The request:
Please quote the material exactly, every line of it.

· · · · · · ·

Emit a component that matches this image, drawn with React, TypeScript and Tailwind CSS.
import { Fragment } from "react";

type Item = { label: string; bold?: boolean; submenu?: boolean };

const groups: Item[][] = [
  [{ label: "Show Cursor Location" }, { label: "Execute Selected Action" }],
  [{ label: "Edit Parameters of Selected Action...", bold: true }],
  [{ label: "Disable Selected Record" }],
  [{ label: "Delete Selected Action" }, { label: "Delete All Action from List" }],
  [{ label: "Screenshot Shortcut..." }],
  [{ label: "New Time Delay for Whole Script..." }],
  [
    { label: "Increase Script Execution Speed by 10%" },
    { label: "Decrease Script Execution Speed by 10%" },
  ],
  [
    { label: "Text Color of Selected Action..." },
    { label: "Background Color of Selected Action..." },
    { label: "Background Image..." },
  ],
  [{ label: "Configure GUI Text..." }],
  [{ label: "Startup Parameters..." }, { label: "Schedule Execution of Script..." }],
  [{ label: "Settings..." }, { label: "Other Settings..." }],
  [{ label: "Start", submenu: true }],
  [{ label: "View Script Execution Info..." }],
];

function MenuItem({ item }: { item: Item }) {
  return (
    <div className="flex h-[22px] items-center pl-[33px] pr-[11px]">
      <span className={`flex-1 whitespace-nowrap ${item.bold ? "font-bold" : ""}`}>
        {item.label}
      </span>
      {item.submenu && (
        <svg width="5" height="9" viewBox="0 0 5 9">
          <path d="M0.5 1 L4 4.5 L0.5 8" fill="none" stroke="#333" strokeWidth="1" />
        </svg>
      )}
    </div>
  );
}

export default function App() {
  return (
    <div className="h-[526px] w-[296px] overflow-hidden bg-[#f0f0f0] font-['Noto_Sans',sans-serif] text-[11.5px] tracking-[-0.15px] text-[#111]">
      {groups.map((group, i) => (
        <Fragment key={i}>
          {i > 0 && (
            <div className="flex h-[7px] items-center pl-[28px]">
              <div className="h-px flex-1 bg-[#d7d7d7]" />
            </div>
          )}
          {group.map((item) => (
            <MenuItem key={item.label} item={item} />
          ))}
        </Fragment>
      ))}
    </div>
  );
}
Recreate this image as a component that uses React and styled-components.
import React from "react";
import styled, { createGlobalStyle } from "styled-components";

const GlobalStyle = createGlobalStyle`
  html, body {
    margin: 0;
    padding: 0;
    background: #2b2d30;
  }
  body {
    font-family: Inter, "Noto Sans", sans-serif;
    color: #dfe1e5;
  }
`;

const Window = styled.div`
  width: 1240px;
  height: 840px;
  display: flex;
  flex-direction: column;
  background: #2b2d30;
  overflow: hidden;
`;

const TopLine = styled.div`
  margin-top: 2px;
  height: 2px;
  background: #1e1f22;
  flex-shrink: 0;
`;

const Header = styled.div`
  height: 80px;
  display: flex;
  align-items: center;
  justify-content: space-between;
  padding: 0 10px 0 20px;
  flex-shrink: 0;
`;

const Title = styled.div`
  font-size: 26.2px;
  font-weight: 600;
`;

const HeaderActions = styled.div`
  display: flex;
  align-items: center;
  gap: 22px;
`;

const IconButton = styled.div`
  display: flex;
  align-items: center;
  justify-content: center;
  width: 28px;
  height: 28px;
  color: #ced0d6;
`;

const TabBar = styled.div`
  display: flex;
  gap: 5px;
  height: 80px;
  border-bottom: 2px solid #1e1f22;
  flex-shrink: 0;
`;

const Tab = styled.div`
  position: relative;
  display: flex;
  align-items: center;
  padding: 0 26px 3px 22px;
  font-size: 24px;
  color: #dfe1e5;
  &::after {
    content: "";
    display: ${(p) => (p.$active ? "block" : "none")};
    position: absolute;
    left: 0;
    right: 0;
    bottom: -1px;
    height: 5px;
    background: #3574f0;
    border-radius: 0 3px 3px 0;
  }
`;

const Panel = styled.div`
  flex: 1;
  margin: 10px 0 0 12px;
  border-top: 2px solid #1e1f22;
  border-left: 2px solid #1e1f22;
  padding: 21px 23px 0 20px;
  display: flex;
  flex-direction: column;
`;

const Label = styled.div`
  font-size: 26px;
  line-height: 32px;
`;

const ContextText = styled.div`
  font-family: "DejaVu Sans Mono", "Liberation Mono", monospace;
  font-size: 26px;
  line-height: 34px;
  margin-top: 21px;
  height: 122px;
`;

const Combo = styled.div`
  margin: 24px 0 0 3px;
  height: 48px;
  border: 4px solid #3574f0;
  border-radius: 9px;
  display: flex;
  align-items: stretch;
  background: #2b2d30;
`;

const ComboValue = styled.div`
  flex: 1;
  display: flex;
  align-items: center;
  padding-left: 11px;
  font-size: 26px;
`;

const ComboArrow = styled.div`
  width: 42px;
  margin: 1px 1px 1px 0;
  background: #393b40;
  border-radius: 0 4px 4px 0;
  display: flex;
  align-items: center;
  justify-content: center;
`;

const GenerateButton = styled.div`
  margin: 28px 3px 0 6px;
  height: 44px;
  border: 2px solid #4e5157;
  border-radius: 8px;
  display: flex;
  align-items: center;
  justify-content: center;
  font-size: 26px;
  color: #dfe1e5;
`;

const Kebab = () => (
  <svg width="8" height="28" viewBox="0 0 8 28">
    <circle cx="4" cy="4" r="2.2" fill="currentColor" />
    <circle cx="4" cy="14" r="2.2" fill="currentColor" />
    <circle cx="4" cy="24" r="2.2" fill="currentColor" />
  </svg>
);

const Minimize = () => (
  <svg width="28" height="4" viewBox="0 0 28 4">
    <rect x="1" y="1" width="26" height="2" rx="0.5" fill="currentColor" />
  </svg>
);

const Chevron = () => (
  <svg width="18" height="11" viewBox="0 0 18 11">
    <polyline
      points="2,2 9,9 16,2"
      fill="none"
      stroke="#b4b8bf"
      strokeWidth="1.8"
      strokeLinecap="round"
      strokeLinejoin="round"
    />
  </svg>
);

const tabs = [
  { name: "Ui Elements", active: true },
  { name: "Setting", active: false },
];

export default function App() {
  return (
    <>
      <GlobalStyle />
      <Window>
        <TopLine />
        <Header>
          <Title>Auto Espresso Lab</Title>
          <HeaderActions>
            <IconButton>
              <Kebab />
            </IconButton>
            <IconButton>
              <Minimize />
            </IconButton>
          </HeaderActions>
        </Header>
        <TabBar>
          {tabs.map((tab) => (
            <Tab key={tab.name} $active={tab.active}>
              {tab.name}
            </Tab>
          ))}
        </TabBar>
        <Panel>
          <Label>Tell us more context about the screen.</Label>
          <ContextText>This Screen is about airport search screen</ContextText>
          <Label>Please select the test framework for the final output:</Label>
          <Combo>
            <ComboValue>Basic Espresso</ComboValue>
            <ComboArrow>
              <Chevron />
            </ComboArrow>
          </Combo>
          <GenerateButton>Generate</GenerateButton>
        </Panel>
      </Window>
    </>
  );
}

· · · · · · ·

Output of the task:
Emit a component that matches this image, drawn with React, TypeScript and Tailwind CSS.
import { Fragment } from "react";

type Item = { label: string; bold?: boolean; submenu?: boolean };

const groups: Item[][] = [
  [{ label: "Show Cursor Location" }, { label: "Execute Selected Action" }],
  [{ label: "Edit Parameters of Selected Action...", bold: true }],
  [{ label: "Disable Selected Record" }],
  [{ label: "Delete Selected Action" }, { label: "Delete All Action from List" }],
  [{ label: "Screenshot Shortcut..." }],
  [{ label: "New Time Delay for Whole Script..." }],
  [
    { label: "Increase Script Execution Speed by 10%" },
    { label: "Decrease Script Execution Speed by 10%" },
  ],
  [
    { label: "Text Color of Selected Action..." },
    { label: "Background Color of Selected Action..." },
    { label: "Background Image..." },
  ],
  [{ label: "Configure GUI Text..." }],
  [{ label: "Startup Parameters..." }, { label: "Schedule Execution of Script..." }],
  [{ label: "Settings..." }, { label: "Other Settings..." }],
  [{ label: "Start", submenu: true }],
  [{ label: "View Script Execution Info..." }],
];

function MenuItem({ item }: { item: Item }) {
  return (
    <div className="flex h-[22px] items-center pl-[33px] pr-[11px]">
      <span className={`flex-1 whitespace-nowrap ${item.bold ? "font-bold" : ""}`}>
        {item.label}
      </span>
      {item.submenu && (
        <svg width="5" height="9" viewBox="0 0 5 9">
          <path d="M0.5 1 L4 4.5 L0.5 8" fill="none" stroke="#333" strokeWidth="1" />
        </svg>
      )}
    </div>
  );
}

export default function App() {
  return (
    <div className="h-[526px] w-[296px] overflow-hidden bg-[#f0f0f0] font-['Noto_Sans',sans-serif] text-[11.5px] tracking-[-0.15px] text-[#111]">
      {groups.map((group, i) => (
        <Fragment key={i}>
          {i > 0 && (
            <div className="flex h-[7px] items-center pl-[28px]">
              <div className="h-px flex-1 bg-[#d7d7d7]" />
            </div>
          )}
          {group.map((item) => (
            <MenuItem key={item.label} item={item} />
          ))}
        </Fragment>
      ))}
    </div>
  );
}
Recreate this image as a component that uses React and styled-components.
import React from "react";
import styled, { createGlobalStyle } from "styled-components";

const GlobalStyle = createGlobalStyle`
  html, body {
    margin: 0;
    padding: 0;
    background: #2b2d30;
  }
  body {
    font-family: Inter, "Noto Sans", sans-serif;
    color: #dfe1e5;
  }
`;

const Window = styled.div`
  width: 1240px;
  height: 840px;
  display: flex;
  flex-direction: column;
  background: #2b2d30;
  overflow: hidden;
`;

const TopLine = styled.div`
  margin-top: 2px;
  height: 2px;
  background: #1e1f22;
  flex-shrink: 0;
`;

const Header = styled.div`
  height: 80px;
  display: flex;
  align-items: center;
  justify-content: space-between;
  padding: 0 10px 0 20px;
  flex-shrink: 0;
`;

const Title = styled.div`
  font-size: 26.2px;
  font-weight: 600;
`;

const HeaderActions = styled.div`
  display: flex;
  align-items: center;
  gap: 22px;
`;

const IconButton = styled.div`
  display: flex;
  align-items: center;
  justify-content: center;
  width: 28px;
  height: 28px;
  color: #ced0d6;
`;

const TabBar = styled.div`
  display: flex;
  gap: 5px;
  height: 80px;
  border-bottom: 2px solid #1e1f22;
  flex-shrink: 0;
`;

const Tab = styled.div`
  position: relative;
  display: flex;
  align-items: center;
  padding: 0 26px 3px 22px;
  font-size: 24px;
  color: #dfe1e5;
  &::after {
    content: "";
    display: ${(p) => (p.$active ? "block" : "none")};
    position: absolute;
    left: 0;
    right: 0;
    bottom: -1px;
    height: 5px;
    background: #3574f0;
    border-radius: 0 3px 3px 0;
  }
`;

const Panel = styled.div`
  flex: 1;
  margin: 10px 0 0 12px;
  border-top: 2px solid #1e1f22;
  border-left: 2px solid #1e1f22;
  padding: 21px 23px 0 20px;
  display: flex;
  flex-direction: column;
`;

const Label = styled.div`
  font-size: 26px;
  line-height: 32px;
`;

const ContextText = styled.div`
  font-family: "DejaVu Sans Mono", "Liberation Mono", monospace;
  font-size: 26px;
  line-height: 34px;
  margin-top: 21px;
  height: 122px;
`;

const Combo = styled.div`
  margin: 24px 0 0 3px;
  height: 48px;
  border: 4px solid #3574f0;
  border-radius: 9px;
  display: flex;
  align-items: stretch;
  background: #2b2d30;
`;

const ComboValue = styled.div`
  flex: 1;
  display: flex;
  align-items: center;
  padding-left: 11px;
  font-size: 26px;
`;

const ComboArrow = styled.div`
  width: 42px;
  margin: 1px 1px 1px 0;
  background: #393b40;
  border-radius: 0 4px 4px 0;
  display: flex;
  align-items: center;
  justify-content: center;
`;

const GenerateButton = styled.div`
  margin: 28px 3px 0 6px;
  height: 44px;
  border: 2px solid #4e5157;
  border-radius: 8px;
  display: flex;
  align-items: center;
  justify-content: center;
  font-size: 26px;
  color: #dfe1e5;
`;

const Kebab = () => (
  <svg width="8" height="28" viewBox="0 0 8 28">
    <circle cx="4" cy="4" r="2.2" fill="currentColor" />
    <circle cx="4" cy="14" r="2.2" fill="currentColor" />
    <circle cx="4" cy="24" r="2.2" fill="currentColor" />
  </svg>
);

const Minimize = () => (
  <svg width="28" height="4" viewBox="0 0 28 4">
    <rect x="1" y="1" width="26" height="2" rx="0.5" fill="currentColor" />
  </svg>
);

const Chevron = () => (
  <svg width="18" height="11" viewBox="0 0 18 11">
    <polyline
      points="2,2 9,9 16,2"
      fill="none"
      stroke="#b4b8bf"
      strokeWidth="1.8"
      strokeLinecap="round"
      strokeLinejoin="round"
    />
  </svg>
);

const tabs = [
  { name: "Ui Elements", active: true },
  { name: "Setting", active: false },
];

export default function App() {
  return (
    <>
      <GlobalStyle />
      <Window>
        <TopLine />
        <Header>
          <Title>Auto Espresso Lab</Title>
          <HeaderActions>
            <IconButton>
              <Kebab />
            </IconButton>
            <IconButton>
              <Minimize />
            </IconButton>
          </HeaderActions>
        </Header>
        <TabBar>
          {tabs.map((tab) => (
            <Tab key={tab.name} $active={tab.active}>
              {tab.name}
            </Tab>
          ))}
        </TabBar>
        <Panel>
          <Label>Tell us more context about the screen.</Label>
          <ContextText>This Screen is about airport search screen</ContextText>
          <Label>Please select the test framework for the final output:</Label>
          <Combo>
            <ComboValue>Basic Espresso</ComboValue>
            <ComboArrow>
              <Chevron />
            </ComboArrow>
          </Combo>
          <GenerateButton>Generate</GenerateButton>
        </Panel>
      </Window>
    </>
  );
}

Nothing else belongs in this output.